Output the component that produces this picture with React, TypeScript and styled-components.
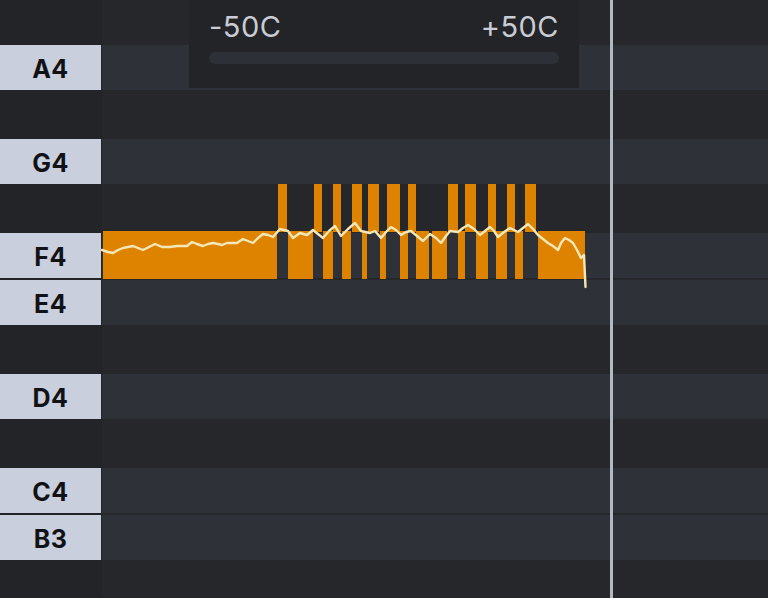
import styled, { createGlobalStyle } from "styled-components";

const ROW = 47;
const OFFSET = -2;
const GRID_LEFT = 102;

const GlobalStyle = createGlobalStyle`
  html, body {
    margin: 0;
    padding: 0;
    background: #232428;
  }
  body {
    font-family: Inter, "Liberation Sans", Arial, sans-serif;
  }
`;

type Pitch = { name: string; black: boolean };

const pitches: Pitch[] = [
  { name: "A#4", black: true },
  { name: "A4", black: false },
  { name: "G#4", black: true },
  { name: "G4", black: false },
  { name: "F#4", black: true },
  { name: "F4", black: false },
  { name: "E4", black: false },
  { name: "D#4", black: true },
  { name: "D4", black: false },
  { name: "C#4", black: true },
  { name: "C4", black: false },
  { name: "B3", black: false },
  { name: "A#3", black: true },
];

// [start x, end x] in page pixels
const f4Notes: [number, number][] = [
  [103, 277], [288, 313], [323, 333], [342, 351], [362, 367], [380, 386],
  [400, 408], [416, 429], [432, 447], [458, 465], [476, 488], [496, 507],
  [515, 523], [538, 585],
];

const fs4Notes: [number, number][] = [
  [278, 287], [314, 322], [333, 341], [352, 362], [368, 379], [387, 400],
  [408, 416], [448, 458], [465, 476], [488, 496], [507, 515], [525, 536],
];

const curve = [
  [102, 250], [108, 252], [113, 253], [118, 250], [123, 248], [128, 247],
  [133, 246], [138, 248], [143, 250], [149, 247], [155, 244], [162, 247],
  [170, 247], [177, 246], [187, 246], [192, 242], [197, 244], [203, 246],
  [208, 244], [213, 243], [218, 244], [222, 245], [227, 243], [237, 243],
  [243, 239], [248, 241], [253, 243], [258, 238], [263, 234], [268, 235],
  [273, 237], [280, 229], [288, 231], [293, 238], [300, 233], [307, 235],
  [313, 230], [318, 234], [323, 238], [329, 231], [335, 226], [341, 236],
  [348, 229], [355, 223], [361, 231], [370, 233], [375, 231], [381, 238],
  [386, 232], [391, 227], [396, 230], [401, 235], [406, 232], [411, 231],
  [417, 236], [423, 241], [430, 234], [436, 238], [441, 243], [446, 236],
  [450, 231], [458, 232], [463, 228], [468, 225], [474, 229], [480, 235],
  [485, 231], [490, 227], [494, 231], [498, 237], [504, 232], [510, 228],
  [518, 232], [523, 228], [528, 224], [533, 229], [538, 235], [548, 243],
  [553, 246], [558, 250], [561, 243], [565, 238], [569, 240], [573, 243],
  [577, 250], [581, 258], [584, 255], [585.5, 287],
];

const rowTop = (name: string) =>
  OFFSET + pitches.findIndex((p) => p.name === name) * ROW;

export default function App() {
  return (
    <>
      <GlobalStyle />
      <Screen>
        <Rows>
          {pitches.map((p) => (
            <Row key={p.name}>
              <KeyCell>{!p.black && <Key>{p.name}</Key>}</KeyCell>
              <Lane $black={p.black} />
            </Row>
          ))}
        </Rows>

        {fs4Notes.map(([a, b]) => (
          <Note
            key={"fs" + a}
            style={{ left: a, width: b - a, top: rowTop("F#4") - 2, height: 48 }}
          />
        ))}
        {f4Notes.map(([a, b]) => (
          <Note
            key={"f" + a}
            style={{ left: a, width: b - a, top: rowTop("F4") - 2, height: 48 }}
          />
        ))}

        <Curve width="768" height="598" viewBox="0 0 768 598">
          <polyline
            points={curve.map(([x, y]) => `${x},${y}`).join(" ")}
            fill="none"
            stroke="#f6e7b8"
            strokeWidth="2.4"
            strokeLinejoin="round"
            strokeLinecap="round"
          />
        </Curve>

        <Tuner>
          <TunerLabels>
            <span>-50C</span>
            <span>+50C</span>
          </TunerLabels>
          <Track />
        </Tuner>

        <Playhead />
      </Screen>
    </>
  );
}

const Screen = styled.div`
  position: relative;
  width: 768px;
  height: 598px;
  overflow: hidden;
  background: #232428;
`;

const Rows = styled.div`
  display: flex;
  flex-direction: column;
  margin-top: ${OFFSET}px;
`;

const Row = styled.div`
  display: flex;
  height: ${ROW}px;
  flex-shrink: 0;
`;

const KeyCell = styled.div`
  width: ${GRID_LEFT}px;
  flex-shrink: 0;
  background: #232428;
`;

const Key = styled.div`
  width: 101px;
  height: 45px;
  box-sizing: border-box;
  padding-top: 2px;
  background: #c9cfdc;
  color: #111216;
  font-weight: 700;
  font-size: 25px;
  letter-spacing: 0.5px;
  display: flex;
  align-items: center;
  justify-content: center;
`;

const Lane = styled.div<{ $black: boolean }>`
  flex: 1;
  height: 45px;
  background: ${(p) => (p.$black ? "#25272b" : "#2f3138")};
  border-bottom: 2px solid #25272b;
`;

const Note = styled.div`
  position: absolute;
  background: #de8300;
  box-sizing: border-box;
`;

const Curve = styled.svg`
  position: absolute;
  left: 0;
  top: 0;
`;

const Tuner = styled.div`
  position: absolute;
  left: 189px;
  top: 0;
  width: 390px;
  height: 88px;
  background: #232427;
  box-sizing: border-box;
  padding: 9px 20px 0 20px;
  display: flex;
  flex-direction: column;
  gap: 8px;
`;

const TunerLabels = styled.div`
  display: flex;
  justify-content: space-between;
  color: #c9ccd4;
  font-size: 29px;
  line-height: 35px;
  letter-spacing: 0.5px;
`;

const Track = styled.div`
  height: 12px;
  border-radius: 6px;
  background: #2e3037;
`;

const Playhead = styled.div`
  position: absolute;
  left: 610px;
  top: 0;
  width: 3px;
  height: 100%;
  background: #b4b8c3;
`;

...

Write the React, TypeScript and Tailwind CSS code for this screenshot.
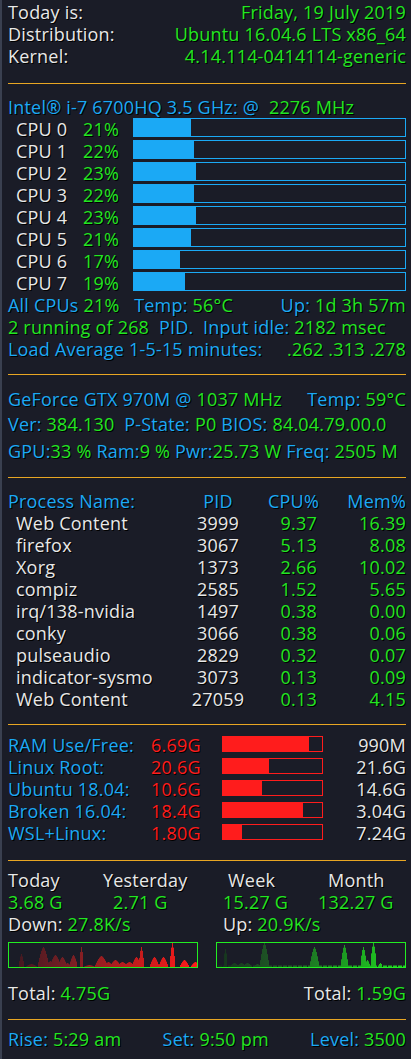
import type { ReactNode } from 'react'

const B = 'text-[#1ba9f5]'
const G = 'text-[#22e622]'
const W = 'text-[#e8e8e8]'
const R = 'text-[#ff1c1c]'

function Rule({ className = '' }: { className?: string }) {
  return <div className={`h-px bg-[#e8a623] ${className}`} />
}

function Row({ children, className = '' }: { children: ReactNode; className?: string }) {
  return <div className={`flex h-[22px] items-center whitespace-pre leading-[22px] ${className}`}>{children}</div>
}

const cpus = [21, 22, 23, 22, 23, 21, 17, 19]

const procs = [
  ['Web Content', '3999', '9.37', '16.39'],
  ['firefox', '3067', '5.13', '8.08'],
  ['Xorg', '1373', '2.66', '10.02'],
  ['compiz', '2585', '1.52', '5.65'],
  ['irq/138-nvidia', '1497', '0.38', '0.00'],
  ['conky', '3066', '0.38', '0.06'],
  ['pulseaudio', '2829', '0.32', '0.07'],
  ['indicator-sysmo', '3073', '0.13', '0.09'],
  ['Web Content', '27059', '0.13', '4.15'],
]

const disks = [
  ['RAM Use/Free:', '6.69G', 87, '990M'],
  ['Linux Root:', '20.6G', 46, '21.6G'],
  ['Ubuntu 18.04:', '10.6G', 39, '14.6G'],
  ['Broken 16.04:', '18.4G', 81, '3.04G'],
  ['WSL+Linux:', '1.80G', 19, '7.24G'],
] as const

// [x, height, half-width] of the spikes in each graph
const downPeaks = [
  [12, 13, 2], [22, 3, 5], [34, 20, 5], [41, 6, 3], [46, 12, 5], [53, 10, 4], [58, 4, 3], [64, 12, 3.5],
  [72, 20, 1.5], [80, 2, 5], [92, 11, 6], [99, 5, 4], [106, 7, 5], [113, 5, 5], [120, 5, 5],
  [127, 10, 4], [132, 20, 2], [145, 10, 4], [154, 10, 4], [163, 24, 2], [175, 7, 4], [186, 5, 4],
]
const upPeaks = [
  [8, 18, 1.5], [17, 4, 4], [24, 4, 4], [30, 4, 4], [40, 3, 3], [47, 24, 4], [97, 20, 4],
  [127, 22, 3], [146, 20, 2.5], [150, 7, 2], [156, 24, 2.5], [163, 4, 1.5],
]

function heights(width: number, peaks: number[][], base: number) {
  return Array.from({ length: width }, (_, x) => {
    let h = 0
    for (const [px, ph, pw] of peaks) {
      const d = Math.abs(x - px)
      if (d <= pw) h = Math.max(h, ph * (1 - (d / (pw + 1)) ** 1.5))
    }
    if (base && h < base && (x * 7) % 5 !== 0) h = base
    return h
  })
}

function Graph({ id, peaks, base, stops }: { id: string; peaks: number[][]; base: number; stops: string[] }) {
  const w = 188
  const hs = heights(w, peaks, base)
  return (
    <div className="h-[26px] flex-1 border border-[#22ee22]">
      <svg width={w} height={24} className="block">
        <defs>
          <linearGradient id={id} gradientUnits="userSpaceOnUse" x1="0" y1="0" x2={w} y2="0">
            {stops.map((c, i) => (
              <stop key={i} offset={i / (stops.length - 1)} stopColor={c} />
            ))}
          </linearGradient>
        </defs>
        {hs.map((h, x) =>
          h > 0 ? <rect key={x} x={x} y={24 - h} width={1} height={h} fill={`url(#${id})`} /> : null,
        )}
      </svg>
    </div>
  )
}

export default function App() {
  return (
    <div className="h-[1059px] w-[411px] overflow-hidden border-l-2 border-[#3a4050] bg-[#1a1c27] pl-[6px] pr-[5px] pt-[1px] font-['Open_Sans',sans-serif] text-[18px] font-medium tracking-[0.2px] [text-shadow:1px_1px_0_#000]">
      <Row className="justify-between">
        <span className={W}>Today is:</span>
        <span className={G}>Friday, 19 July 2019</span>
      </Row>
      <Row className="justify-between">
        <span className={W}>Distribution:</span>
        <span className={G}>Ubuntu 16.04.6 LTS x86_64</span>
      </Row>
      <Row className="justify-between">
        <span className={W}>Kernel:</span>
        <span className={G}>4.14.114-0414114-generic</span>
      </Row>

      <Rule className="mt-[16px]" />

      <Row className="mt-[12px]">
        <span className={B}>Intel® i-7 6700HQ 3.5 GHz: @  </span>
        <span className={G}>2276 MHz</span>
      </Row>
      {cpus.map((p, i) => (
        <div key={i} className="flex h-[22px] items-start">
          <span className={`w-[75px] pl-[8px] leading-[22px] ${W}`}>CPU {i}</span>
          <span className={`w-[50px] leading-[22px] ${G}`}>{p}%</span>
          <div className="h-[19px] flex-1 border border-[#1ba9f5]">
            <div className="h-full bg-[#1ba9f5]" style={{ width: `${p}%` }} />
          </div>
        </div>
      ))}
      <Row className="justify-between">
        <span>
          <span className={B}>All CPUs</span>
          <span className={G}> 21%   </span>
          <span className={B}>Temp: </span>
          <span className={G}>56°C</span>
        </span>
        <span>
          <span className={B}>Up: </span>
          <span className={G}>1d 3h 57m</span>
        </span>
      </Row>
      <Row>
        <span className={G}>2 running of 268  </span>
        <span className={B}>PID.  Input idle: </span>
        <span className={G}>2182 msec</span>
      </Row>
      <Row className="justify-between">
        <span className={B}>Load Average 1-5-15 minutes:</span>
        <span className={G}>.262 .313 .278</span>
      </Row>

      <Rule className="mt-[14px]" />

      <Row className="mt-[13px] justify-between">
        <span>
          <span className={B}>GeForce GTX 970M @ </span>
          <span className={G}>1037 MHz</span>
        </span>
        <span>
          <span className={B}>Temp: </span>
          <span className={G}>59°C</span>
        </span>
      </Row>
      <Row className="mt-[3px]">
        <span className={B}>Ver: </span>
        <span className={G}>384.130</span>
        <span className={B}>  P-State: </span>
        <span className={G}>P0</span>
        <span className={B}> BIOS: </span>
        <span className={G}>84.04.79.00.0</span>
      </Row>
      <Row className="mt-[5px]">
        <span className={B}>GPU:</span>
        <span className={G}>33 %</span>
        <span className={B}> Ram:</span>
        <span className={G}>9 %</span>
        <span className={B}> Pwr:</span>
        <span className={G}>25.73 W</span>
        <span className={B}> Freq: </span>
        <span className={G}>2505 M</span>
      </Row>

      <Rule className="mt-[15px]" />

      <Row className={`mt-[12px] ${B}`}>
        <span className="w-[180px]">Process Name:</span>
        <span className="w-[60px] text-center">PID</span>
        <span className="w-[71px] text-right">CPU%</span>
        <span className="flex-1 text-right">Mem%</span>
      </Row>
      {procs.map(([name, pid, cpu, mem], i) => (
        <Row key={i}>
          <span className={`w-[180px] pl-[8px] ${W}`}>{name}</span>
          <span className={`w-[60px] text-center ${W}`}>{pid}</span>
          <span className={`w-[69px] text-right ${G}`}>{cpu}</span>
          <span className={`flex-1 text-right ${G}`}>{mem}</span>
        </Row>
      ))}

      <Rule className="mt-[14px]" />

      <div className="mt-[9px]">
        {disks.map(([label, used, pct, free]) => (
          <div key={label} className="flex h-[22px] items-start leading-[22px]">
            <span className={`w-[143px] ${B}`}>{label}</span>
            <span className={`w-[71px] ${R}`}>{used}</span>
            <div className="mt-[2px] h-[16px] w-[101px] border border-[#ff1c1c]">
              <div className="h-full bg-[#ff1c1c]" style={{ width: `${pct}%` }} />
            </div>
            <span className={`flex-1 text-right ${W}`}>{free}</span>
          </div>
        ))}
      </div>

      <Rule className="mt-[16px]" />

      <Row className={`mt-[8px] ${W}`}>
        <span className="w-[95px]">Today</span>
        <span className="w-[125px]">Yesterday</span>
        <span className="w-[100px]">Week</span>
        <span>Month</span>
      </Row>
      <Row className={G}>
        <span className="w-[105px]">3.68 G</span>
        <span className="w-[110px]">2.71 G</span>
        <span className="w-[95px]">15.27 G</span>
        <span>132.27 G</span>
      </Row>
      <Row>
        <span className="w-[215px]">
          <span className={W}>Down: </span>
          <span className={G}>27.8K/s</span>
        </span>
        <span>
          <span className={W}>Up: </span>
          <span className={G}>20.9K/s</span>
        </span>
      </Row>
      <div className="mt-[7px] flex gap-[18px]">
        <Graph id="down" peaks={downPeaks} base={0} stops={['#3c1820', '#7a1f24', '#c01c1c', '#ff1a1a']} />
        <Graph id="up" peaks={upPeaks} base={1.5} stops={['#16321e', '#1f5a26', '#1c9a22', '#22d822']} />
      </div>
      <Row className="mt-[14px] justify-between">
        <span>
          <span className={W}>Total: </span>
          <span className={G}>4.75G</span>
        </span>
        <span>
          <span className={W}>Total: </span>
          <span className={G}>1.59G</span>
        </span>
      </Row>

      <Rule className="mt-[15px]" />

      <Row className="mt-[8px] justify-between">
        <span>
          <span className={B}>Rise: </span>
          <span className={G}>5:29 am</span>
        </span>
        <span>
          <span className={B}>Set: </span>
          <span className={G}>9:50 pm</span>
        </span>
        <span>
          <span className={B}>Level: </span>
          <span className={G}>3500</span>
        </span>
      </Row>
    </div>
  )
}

* [EXERCISE] Of the lines above, quote exactly those from the one with "Output the component" through the one with "const GRID_LEFT = 102;", ends included; pictures stay out.

* [COMPLETE RESPONSE]
Output the component that produces this picture with React, TypeScript and styled-components.
import styled, { createGlobalStyle } from "styled-components";

const ROW = 47;
const OFFSET = -2;
const GRID_LEFT = 102;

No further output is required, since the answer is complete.